贺武一把搂过妻子小声责备了一句:“你刚坐完月子,冷不得。”
“没事。”许新萍对着贺武苍白一笑,这一个笑容戳得贺武心中滴血。
“老娘,佳佳发烧了,都烧得没反应了,哭也不哭了!”贺姑姑急忙将贺佳交到贺奶奶怀里,仿佛只要贺奶奶抱着孩子就会好,“这是怎么回事,好端端的怎么会发烧呢?不会是有什么不干净的东西吧?”
而贺奶奶分明也急红了眼,不管什么方法,都拿出试一试,保住孙女的命再说:“贺武你快去把坛子里的盐水窊一盅盅来,在泡几包冲剂,小萍你和姐姐去土地庙烧纸!”
“老娘!”贺武不敢相信的瞪着贺奶奶,脖子都红了,“佳佳怎么喝的下去盐水?!细娃才一个多月啊!现在这么大雨怎么烧纸?小萍坐完月子身体还没好呢!”
“那你说怎么办!大晚上又这么大的雨总要有医生!你去哪里找医生?”贺奶奶也怒了,自己这个傻儿子不就是不相信自己吗?现在还有什么办法比这样更好?
“去医院!医院没有关门!”贺武一把抢过贺奶奶怀里的贺佳,顺手从床上拿了一件外套又替贺佳裹了一层,转身打着大绿格子的打伞就出了门。
“贺武!”
“天杀的!你知道医院有多远吗!这么大的雨还是晚上!你这畜生要害死佳佳啊……”
身后是贺姑姑和贺奶奶的声音,贺武却充耳不闻。他知道自己在做什么,他不能看着女儿这样干等着。

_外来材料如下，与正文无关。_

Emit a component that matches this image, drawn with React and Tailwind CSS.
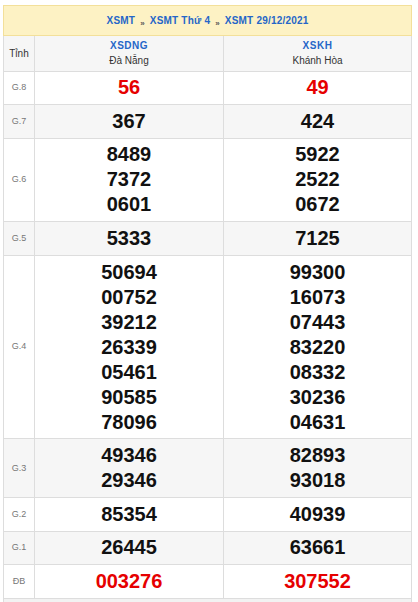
import React from "react";

const rows = [
  { label: "G.8", a: ["56"], b: ["49"], red: true },
  { label: "G.7", a: ["367"], b: ["424"] },
  { label: "G.6", a: ["8489", "7372", "0601"], b: ["5922", "2522", "0672"] },
  { label: "G.5", a: ["5333"], b: ["7125"] },
  {
    label: "G.4",
    a: ["50694", "00752", "39212", "26339", "05461", "90585", "78096"],
    b: ["99300", "16073", "07443", "83220", "08332", "30236", "04631"],
  },
  { label: "G.3", a: ["49346", "29346"], b: ["82893", "93018"] },
  { label: "G.2", a: ["85354"], b: ["40939"] },
  { label: "G.1", a: ["26445"], b: ["63661"] },
  { label: "ĐB", a: ["003276"], b: ["307552"], red: true },
];

const Nums = ({ list, red }) => (
  <td
    className={
      red
        ? "border border-[#dddddd] py-[3.8px] text-center text-[20px] leading-[25px] font-bold text-[#e60000]"
        : "border border-[#dddddd] py-[3.8px] text-center text-[20px] leading-[25px] font-bold text-[#111111]"
    }
  >
    {list.map((n) => (
      <div key={n}>{n}</div>
    ))}
  </td>
);

export default function App() {
  return (
    <div
      className="bg-white min-h-[602px] pt-[5px] pl-[3px]"
      style={{ fontFamily: '"Liberation Sans", Arial, sans-serif' }}
    >
      <div className="w-[409px]">
        <div className="h-[31px] bg-[#fdf2c4] border border-[#f3e09a] flex items-center justify-center text-[10px] font-bold text-[#2566c8] tracking-[0.2px]">
          <span>XSMT</span>
          <span className="mx-[5px] text-[8px] text-[#555] relative top-[3px]">»</span>
          <span>XSMT Thứ 4</span>
          <span className="mx-[5px] text-[8px] text-[#555] relative top-[3px]">»</span>
          <span>XSMT 29/12/2021</span>
        </div>
        <table className="w-full border-collapse table-fixed">
          <colgroup>
            <col className="w-[31px]" />
            <col className="w-[189px]" />
            <col />
          </colgroup>
          <tbody>
            <tr className="bg-[#f6f6f6] h-[35px]">
              <td className="border border-t-0 border-[#dddddd] text-center text-[10px] text-[#333]">
                Tỉnh
              </td>
              <td className="border border-t-0 border-[#dddddd] text-center text-[10px] leading-[15px]">
                <div className="font-bold text-[#2566c8] tracking-[0.5px]">XSDNG</div>
                <div className="text-[#333]">Đà Nẵng</div>
              </td>
              <td className="border border-t-0 border-[#dddddd] text-center text-[10px] leading-[15px]">
                <div className="font-bold text-[#2566c8] tracking-[0.5px]">XSKH</div>
                <div className="text-[#333]">Khánh Hòa</div>
              </td>
            </tr>
            {rows.map((r, i) => (
              <tr key={r.label} className={i % 2 === 1 ? "bg-[#f6f6f6]" : "bg-white"}>
                <td className="border border-[#dddddd] text-center text-[9px] text-[#777]">
                  {r.label}
                </td>
                <Nums list={r.a} red={r.red} />
                <Nums list={r.b} red={r.red} />
              </tr>
            ))}
          </tbody>
        </table>
        <div className="h-[8px] bg-[#f2f2f2] border-x border-[#dddddd]"></div>
      </div>
    </div>
  );
}
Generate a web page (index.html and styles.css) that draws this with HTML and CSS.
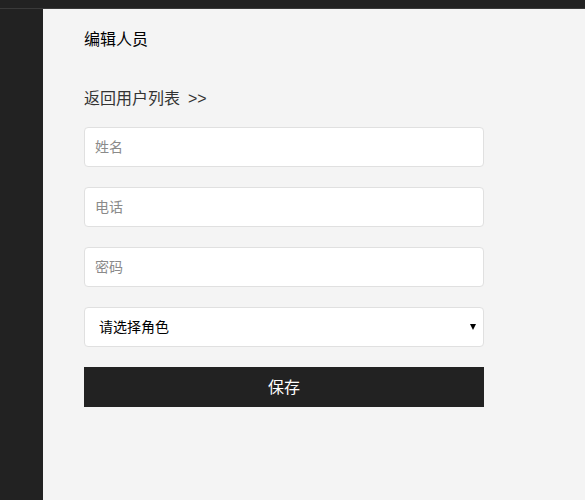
FILE: index.html
```html
<!DOCTYPE html>
<html lang="zh">
<head>
<meta charset="utf-8">
<link rel="stylesheet" href="styles.css">
</head>
<body>
<div class="topbar"></div>
<div class="layout">
  <aside class="sidebar"></aside>
  <main class="content">
    <h1 class="title">编辑人员</h1>
    <a class="back" href="#">返回用户列表<span class="arrows">&gt;&gt;</span></a>
    <form class="form">
      <input class="field" type="text" placeholder="姓名">
      <input class="field" type="text" placeholder="电话">
      <input class="field" type="password" placeholder="密码">
      <div class="select-wrap">
        <select class="field select">
          <option>请选择角色</option>
        </select>
      </div>
      <button class="save" type="button">保存</button>
    </form>
  </main>
</div>
</body>
</html>
```
FILE: styles.css
```css
* { box-sizing: border-box; }
html, body { margin: 0; height: 100%; }
body {
  font-family: "Noto Sans CJK SC", "Noto Sans", sans-serif;
  background: #f4f4f4;
  display: flex;
  flex-direction: column;
}
.topbar {
  height: 8px;
  background: #222;
  border-bottom: 1px solid #3a3a3a;
  flex: none;
  box-sizing: content-box;
}
.layout {
  flex: 1;
  display: flex;
}
.sidebar {
  width: 43px;
  background: #222;
  flex: none;
}
.content {
  flex: 1;
  padding: 18px 0 0 41px;
}
.title {
  margin: 0;
  font-size: 16px;
  font-weight: normal;
  color: #000;
  line-height: 22px;
}
.back {
  display: block;
  height: 22px;
  margin-top: 37px;
  font-size: 16px;
  line-height: 22px;
  color: #333;
  text-decoration: none;
}
.arrows {
  margin-left: 8px;
  font-family: "Liberation Sans", sans-serif;
  font-size: 16px;
  line-height: 1;
}
.form {
  margin-top: 19px;
  width: 400px;
  display: flex;
  flex-direction: column;
  gap: 20px;
}
.field {
  width: 400px;
  height: 40px;
  border: 1px solid #e0e0e0;
  border-radius: 4px;
  background: #fff;
  padding: 0 10px 2px;
  font-family: inherit;
  font-size: 14px;
  color: #000;
  outline: none;
}
.field::placeholder { color: #8a8a8a; }
.select-wrap { position: relative; }
.select {
  appearance: none;
  -webkit-appearance: none;
  padding-left: 14px;
  display: block;
}
.select-wrap::after {
  content: "";
  position: absolute;
  right: 8px;
  top: 17px;
  border-left: 3px solid transparent;
  border-right: 3px solid transparent;
  border-top: 6px solid #000;
  pointer-events: none;
}
.save {
  height: 40px;
  border: none;
  background: #222;
  color: #fff;
  font-family: inherit;
  font-size: 16px;
  padding: 0 0 2px;
}
```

追到门口看到丈夫消失在黑暗中许新萍才回到贺奶奶屋里,红着眼睛眼看就要哭了,哽咽着:“贺武没穿衣服……”
“该背时!”贺奶奶冷哼一声气的胸口起伏。
贺家一时间安静的只剩下了呼吸声,许新萍回了屋,贺姑姑沉默的陪着贺奶奶坐在床边。